While kidney failure is a serious condition that requires extensive medical intervention, a small subset of these patients are prone to developing another grave condition known as Nephrogenic Systemic Fibrosis or Nephrogenic Fibrosing Dermopathy (NSF/NFD). // First recognized as a disease in 1997, NSF/NFD causes discoloration and thickening or tightening of the skin, resulting in pain, muscle weakness and difficulty bending joints. In many cases, NSF/NFD results in scarring of internal organs that inhibit their ability to function properly, which can be fatal.
More than 215 cases of NSF/NFD have been documented in the last decade, but despite ongoing research, the cause of the disease is unknown. Now, results of a pilot study suggest that gadolinium-containing contrasting agents used for Magnetic Resonance Angiography (MRA) in patients with kidney failure may be the culprit.
In the report entitled, “Gadolinium is detectable within the tissue of patients with nephrogenic systemic fibrosis,” to be published in an upcoming issue of the Journal of the American Academy of Dermatology, dermatologist Whitney A. High, MD, MEng, Department of Dermatology at the University of Colorado, Denver, Colo., found that gadolinium was detected in tissue samples from four of seven patients with NSF/NFD.
“Although gadolinium-based contrast agents have a long history of safe and effective use in Magnetic Resonance Imaging (MRI), the dose of the agent administered to kidney failure patients undergoing MRA to examine blood vessels is up to three times higher than the amount used in a typical MRI test,” explained Dr. High. “Recent publications have suggested an association between exposure to gadolinium and the development of NSF/NFD, and our pilot study was designed to determine whether gadolinium was detected within the skin and soft tissue of patients with the disease who were exposed to this contrast agent.”
Dr. High and a team of researc
hers obtained 13 blocks of paraffin-embedded tissue samples from seven NSF/NFD patients exposed to gadolinium from the national NSF Registry of New Haven, Conn.1. An additional paraffin-embedded block containing tissue from a routine dermatopathology case served as the negative control.

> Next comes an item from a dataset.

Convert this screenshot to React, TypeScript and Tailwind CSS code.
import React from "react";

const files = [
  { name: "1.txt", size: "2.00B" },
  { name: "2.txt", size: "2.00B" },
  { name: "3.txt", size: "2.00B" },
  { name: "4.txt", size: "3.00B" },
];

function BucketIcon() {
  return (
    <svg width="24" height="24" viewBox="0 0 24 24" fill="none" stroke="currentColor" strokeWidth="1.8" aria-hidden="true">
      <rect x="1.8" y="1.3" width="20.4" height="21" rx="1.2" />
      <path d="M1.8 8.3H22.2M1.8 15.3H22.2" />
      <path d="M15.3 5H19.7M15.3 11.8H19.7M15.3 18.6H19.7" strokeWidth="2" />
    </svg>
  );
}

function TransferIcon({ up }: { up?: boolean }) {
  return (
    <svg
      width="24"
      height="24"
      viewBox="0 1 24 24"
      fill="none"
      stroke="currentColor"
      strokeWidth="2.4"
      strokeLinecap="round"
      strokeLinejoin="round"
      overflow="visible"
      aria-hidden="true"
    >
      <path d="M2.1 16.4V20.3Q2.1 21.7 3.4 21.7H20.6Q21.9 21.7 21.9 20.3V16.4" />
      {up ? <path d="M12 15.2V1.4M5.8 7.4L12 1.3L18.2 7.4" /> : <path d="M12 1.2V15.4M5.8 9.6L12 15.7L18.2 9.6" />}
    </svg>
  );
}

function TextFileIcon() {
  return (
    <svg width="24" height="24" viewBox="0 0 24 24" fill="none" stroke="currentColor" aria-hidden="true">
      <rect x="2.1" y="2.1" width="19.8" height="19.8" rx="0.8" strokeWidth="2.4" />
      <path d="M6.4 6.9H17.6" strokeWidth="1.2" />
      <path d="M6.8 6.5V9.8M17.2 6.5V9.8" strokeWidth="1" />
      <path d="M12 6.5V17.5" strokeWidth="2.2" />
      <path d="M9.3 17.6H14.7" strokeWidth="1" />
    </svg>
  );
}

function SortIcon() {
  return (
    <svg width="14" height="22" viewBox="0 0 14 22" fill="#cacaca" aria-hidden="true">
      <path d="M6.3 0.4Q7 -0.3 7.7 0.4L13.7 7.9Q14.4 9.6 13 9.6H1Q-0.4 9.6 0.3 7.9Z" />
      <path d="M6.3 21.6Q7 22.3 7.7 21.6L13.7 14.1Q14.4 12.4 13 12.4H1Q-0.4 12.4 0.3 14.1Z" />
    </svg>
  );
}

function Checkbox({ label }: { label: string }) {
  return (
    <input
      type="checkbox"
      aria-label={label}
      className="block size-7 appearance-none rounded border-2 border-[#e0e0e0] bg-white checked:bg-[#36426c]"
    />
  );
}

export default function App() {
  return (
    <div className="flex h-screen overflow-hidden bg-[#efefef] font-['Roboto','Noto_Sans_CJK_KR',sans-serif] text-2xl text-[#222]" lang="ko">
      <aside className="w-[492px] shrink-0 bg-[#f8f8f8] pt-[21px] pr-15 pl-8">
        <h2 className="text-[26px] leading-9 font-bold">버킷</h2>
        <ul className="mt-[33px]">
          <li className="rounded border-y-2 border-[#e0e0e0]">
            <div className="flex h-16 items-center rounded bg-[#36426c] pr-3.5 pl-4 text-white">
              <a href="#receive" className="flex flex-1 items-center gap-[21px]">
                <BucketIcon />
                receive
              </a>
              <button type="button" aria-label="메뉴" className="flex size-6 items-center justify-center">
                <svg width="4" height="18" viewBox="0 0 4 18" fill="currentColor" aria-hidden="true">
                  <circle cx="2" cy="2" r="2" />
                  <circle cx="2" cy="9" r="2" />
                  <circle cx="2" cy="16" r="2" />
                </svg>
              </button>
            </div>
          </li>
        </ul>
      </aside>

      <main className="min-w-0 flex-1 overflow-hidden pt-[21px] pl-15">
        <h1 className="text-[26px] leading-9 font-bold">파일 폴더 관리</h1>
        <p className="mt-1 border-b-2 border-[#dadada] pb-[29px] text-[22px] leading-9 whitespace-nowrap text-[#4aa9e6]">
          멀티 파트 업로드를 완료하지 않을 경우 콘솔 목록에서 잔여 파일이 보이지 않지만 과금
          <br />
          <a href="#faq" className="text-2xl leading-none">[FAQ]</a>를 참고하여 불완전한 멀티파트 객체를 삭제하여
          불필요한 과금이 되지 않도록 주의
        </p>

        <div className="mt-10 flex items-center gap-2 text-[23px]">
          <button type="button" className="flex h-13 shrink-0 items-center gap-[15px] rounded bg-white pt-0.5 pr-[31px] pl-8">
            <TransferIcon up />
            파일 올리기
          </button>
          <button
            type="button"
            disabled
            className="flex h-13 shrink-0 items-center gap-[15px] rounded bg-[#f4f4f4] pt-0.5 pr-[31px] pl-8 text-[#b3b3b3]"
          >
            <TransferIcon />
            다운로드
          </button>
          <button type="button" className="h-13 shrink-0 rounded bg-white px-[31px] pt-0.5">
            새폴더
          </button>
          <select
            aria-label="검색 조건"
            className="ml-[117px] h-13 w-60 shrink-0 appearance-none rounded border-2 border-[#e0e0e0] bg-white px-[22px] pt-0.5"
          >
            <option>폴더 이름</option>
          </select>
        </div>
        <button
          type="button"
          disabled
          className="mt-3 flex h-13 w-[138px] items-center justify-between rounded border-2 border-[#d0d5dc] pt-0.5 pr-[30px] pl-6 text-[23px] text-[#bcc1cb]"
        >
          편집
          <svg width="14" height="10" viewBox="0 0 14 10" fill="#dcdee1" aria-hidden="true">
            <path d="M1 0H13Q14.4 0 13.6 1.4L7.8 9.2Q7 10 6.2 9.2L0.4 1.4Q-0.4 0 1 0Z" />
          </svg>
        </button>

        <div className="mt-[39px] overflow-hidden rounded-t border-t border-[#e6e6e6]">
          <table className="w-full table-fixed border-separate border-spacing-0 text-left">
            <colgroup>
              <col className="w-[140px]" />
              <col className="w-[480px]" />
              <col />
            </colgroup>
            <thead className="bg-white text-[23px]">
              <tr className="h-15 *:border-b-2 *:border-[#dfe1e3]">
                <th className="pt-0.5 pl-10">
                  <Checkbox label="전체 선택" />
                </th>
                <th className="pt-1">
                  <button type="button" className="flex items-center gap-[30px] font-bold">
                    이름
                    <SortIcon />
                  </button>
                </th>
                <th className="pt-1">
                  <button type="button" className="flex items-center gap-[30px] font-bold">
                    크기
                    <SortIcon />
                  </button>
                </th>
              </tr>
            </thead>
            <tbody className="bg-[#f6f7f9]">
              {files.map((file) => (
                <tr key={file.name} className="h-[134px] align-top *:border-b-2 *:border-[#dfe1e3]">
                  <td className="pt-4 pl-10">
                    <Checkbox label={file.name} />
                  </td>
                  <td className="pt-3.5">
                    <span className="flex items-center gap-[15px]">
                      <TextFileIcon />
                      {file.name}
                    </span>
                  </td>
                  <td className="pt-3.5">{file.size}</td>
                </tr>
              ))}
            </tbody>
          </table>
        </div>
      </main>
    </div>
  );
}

Researchers used a field emission scanning electron microscope equipped with electron dispersion spectroscopy to search the tissue for metals. They also were blinded as to which blocks of tissue were from NSF/NFD cases and which were from negative controls.

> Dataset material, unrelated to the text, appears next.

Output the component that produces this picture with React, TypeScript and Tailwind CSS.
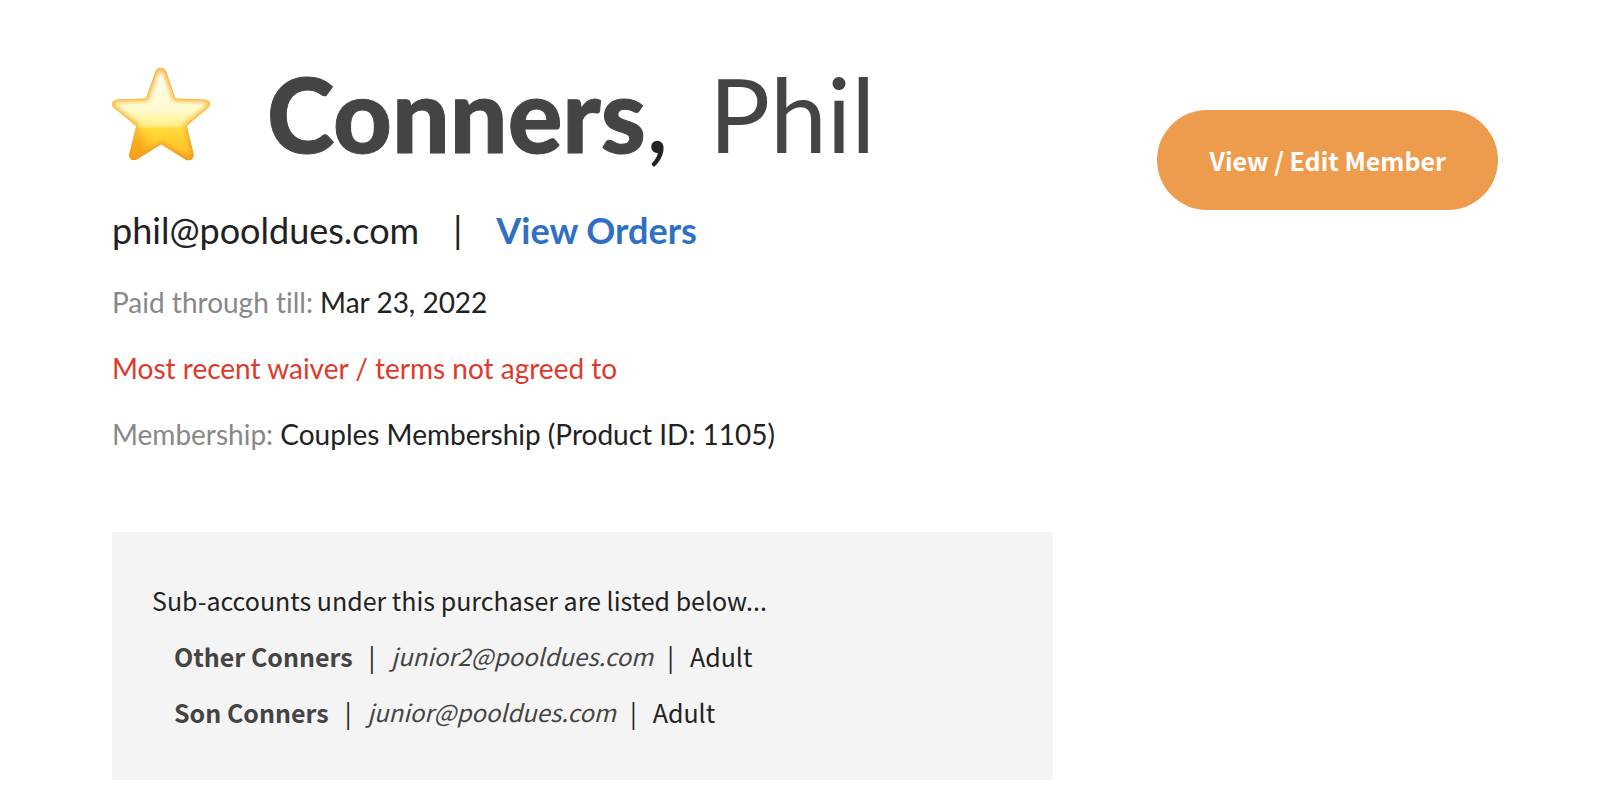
const STAR =
  "M165 47C169 32 192 32 197 47L225 128L312 131C330 132 336 146 323 157L259 210L279 294C282 310 267 320 254 311L182 266L109 311C96 319 82 309 87 293L107 211L40 157C28 146 35 132 51 131L136 128Z";

function Star() {
  return (
    <svg viewBox="34 34 298 282" className="h-[94px] w-[99px] shrink-0" role="img" aria-label="Starred">
      <defs>
        <linearGradient id="body" x1="0" y1="0" x2="0" y2="1">
          <stop offset="0" stopColor="#fffdf0" />
          <stop offset="0.45" stopColor="#fffbd0" />
          <stop offset="0.62" stopColor="#fff08a" />
          <stop offset="0.66" stopColor="#ffd93a" />
          <stop offset="0.82" stopColor="#ffcd2c" />
          <stop offset="1" stopColor="#fbb52a" />
        </linearGradient>
        <linearGradient id="edge" x1="0" y1="0" x2="0" y2="1">
          <stop offset="0" stopColor="#f9b243" />
          <stop offset="0.5" stopColor="#fac04c" />
          <stop offset="1" stopColor="#f39a17" />
        </linearGradient>
        <filter id="soft" x="-20%" y="-20%" width="140%" height="140%">
          <feGaussianBlur stdDeviation="6" />
        </filter>
        <filter id="glow" x="-50%" y="-50%" width="200%" height="200%">
          <feGaussianBlur stdDeviation="14" />
        </filter>
        <clipPath id="outline">
          <path d={STAR} />
        </clipPath>
      </defs>
      <g clipPath="url(#outline)">
        <path d={STAR} fill="url(#body)" />
        <ellipse cx="112" cy="278" rx="26" ry="44" fill="#f58f0c" opacity="0.6" filter="url(#glow)" />
        <path d={STAR} fill="none" stroke="url(#edge)" strokeWidth="18" filter="url(#soft)" />
        <path d={STAR} fill="none" stroke="url(#edge)" strokeWidth="5" />
      </g>
    </svg>
  );
}

const accounts = [
  { name: "Other Conners", email: "junior2@pooldues.com", type: "Adult" },
  { name: "Son Conners", email: "junior@pooldues.com", type: "Adult" },
];

export default function App() {
  return (
    <main className="flex min-h-screen items-start gap-[104px] bg-white pt-[52px] pr-[122px] pb-3 pl-28 font-['Lato',sans-serif] text-[#222222] [font-variant-ligatures:no-common-ligatures]">
      <div className="flex min-w-0 flex-1 flex-col gap-8">
        <header className="flex items-center gap-14">
          <Star />
          <h1 className="text-[102px] leading-[124px] whitespace-nowrap">
            <span className="font-black text-[#444444] [-webkit-text-stroke:1px_#444444]">Conners</span>
            <span className="mr-10">,</span>
            <span className="text-[#444444]">Phil</span>
          </h1>
        </header>
        <div className="flex gap-[34px] text-4xl leading-[45px]">
          <span>phil@pooldues.com</span>
          <span>|</span>
          <a href="#orders" className="font-bold text-[#2f70c4]">View Orders</a>
        </div>
        <p className="text-[28px] leading-[34px]">
          <span className="text-[#888888]">Paid through till:</span> Mar 23, 2022
        </p>
        <p className="text-[28px] leading-[34px] text-[#e0392b]">Most recent waiver / terms not agreed to</p>
        <p className="text-[28px] leading-[34px]">
          <span className="text-[#888888]">Membership:</span> Couples Membership (Product ID: 1105)
        </p>
        <section className="mt-[49px] bg-[#f4f4f4] p-10 font-['Noto_Sans_CJK_SC',sans-serif] text-[25px] leading-[56px]">
          <p>Sub-accounts under this purchaser are listed below...</p>
          <ul className="pl-[22px]">
            {accounts.map((a) => (
              <li key={a.email} className="flex">
                <span className="font-bold text-[#444444]">{a.name}</span>
                <span className="mx-4">|</span>
                <em className="text-2xl leading-[56px] text-[#444444]">{a.email}</em>
                <span className="mr-4 ml-[14px]">|</span>
                <span>{a.type}</span>
              </li>
            ))}
          </ul>
        </section>
      </div>
      <button
        type="button"
        className="mt-[58px] shrink-0 rounded-full bg-[#ed9c4e] px-[52px] py-8 font-['Noto_Sans_CJK_SC',sans-serif] text-[25px] leading-9 font-bold text-white"
      >
        View / Edit Member
      </button>
    </main>
  );
}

The study found that gadolinium was detected in four of 13 tissue specimens from patients with NSF/NFD who were exposed to the contrast agent. As expected, none of the negative controls tested positive for gadolinium.

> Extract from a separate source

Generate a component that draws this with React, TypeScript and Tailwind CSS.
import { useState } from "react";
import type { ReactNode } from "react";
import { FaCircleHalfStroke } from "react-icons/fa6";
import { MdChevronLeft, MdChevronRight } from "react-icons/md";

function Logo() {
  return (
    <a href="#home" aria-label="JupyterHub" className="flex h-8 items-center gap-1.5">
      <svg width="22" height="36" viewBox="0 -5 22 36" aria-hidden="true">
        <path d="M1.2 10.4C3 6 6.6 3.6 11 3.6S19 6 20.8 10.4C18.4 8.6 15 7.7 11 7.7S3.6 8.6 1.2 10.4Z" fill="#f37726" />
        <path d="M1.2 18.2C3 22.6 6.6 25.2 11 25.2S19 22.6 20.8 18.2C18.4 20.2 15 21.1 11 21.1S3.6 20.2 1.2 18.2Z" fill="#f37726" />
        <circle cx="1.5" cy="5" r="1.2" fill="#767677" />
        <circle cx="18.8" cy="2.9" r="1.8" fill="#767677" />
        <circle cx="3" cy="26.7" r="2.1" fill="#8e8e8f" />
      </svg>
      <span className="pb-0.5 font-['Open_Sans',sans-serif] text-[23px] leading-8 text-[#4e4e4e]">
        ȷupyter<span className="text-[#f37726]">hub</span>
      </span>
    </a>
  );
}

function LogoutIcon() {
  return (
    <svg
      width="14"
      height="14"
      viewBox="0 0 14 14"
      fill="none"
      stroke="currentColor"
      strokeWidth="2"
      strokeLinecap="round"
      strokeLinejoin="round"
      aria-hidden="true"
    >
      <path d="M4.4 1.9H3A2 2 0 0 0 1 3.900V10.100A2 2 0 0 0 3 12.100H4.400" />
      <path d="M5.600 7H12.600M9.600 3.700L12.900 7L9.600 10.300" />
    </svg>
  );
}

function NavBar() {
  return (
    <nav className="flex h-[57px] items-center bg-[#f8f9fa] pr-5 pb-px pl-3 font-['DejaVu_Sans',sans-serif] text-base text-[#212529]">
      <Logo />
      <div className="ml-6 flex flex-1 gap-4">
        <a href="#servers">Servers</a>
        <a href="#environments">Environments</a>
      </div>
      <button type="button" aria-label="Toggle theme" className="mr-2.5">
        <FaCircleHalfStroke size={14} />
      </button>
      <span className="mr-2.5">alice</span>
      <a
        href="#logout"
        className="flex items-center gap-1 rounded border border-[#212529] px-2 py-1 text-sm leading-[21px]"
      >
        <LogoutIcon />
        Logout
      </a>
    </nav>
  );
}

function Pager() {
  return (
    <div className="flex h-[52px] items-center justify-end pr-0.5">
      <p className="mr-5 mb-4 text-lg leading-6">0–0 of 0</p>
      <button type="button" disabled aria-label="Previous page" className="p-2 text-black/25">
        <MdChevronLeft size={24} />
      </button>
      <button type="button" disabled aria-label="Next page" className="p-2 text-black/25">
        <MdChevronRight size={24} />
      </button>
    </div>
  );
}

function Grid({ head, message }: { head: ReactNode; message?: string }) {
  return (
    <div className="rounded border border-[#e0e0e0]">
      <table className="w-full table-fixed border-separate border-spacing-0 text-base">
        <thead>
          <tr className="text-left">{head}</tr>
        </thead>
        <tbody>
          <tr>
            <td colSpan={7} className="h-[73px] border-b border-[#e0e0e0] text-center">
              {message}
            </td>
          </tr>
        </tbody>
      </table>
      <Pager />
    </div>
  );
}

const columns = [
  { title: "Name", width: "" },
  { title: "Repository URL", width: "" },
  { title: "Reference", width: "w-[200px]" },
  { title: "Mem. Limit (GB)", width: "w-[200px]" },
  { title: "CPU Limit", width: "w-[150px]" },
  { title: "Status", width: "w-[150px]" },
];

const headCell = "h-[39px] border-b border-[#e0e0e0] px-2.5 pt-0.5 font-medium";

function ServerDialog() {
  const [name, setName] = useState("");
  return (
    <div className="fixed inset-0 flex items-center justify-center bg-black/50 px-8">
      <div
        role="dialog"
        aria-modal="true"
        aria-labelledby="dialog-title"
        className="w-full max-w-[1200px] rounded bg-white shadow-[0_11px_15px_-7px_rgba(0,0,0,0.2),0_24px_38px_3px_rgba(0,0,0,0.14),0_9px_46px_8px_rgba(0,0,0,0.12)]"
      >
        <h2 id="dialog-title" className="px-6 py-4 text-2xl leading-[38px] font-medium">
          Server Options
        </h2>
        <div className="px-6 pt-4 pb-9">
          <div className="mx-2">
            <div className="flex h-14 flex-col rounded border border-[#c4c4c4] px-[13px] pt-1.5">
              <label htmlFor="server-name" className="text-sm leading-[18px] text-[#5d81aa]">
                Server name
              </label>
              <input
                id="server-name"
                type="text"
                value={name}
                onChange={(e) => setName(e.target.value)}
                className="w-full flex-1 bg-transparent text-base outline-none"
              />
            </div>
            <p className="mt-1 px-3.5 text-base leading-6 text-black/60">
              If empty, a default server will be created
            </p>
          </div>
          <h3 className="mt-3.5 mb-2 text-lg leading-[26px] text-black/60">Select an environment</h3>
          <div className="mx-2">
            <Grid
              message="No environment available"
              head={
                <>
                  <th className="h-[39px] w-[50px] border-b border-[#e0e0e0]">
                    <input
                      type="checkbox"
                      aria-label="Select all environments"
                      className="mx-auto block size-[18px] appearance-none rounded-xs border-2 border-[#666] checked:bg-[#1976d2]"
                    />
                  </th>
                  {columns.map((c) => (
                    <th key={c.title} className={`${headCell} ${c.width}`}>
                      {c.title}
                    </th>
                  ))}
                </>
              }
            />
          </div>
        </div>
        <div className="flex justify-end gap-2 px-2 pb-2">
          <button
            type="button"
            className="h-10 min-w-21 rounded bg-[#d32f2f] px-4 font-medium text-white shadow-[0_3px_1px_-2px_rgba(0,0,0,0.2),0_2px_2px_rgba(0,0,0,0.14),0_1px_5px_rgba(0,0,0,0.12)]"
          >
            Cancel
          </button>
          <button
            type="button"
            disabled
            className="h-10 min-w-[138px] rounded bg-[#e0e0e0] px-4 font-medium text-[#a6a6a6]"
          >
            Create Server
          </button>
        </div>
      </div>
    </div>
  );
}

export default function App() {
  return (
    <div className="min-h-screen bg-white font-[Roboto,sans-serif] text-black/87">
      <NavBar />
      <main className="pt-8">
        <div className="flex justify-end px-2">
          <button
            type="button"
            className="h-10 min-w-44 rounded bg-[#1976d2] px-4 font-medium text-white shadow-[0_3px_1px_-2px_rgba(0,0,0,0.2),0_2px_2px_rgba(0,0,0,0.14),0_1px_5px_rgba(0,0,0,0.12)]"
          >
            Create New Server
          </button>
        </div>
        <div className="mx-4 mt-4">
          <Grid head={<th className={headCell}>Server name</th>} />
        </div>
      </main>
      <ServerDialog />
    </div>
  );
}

“While clearly more research needs to be done, we are encouraged by our findings and hope that it provides an important first step in understanding the cause of this elusive disease,” said Dr. High. “Until more data becomes available, we urge patients with end-stage kidney disease and their health care providers to be aware of this potentially fatal association between gadolinium and NSF/NDF and make every effort to avoid any unnecessary, excessive dosage of this contrast agent.”